L’extrait publié ci-dessous est à découvrir
– en intégralité –
dans l’ouvrage précité (Editions l’Epitoge).

Léo Garcia
Doctorant Ater en droit public, Université Toulouse 1 Capitole – Imh,
Conseiller municipal de Saint-Girons,
Président de la Commission municipale des Finances

Pour que les communes, les Epci-Fp, les départements et les régions puissent exercer une ou plusieurs compétences, il ne suffit pas que ces dernières leurs soient transférées. Pour que la libre administration des collectivités territoriales ne demeure pas à l’état d’un simple principe théorique, les différents échelons locaux doivent également disposer de ressources financières suffisantes pour les assumer et les déployer sur leurs territoires respectifs.
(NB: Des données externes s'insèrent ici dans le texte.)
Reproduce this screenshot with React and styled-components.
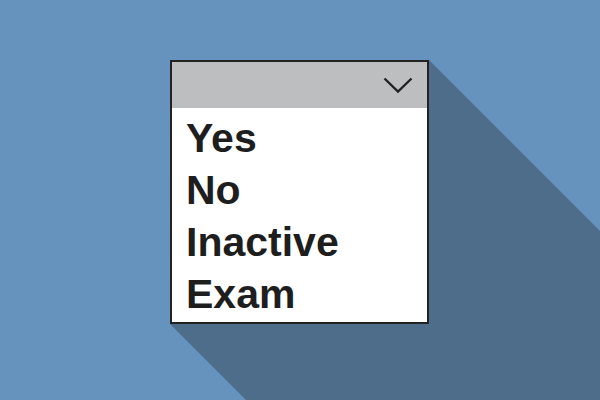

Pour exercer les compétences dévolues par l’État depuis la mise en œuvre de l’Acte I de la décentralisation, les collectivités territoriales ont à leur disposition plusieurs leviers pour obtenir des ressources financières comme la fiscalité locale, les emprunts, les revenus du domaine ou encore les dotations versées par l’État. De ces dernières, la plus illustre et celle qui symbolise la décentralisation financière est incontestablement la dotation globale de fonctionnement.

C’est une dotation dont l’importance peut être soulignée sur un plan budgétaire et politique. Financièrement, elle représente une somme non négligeable de 26,8 milliards d’euros pour l’année 2022[1]. La dotation globale de fonctionnement reste la principale dotation versée aux collectivités territoriales. Une dotation d’utilisation libre qui doit permettre aux élus locaux de couvrir une partie des dépenses d’exercice de leurs compétences. Politiquement, son importance s’illustre lorsque le gouvernement souhaite la geler ou la diminuer. En effet, les associations d’élus prennent chaque année leur bâton de pèlerin, souvent en vain, pour dénoncer sa diminution, sa stagnation ou son manque d’adéquation aux réalités ressenties du territoire.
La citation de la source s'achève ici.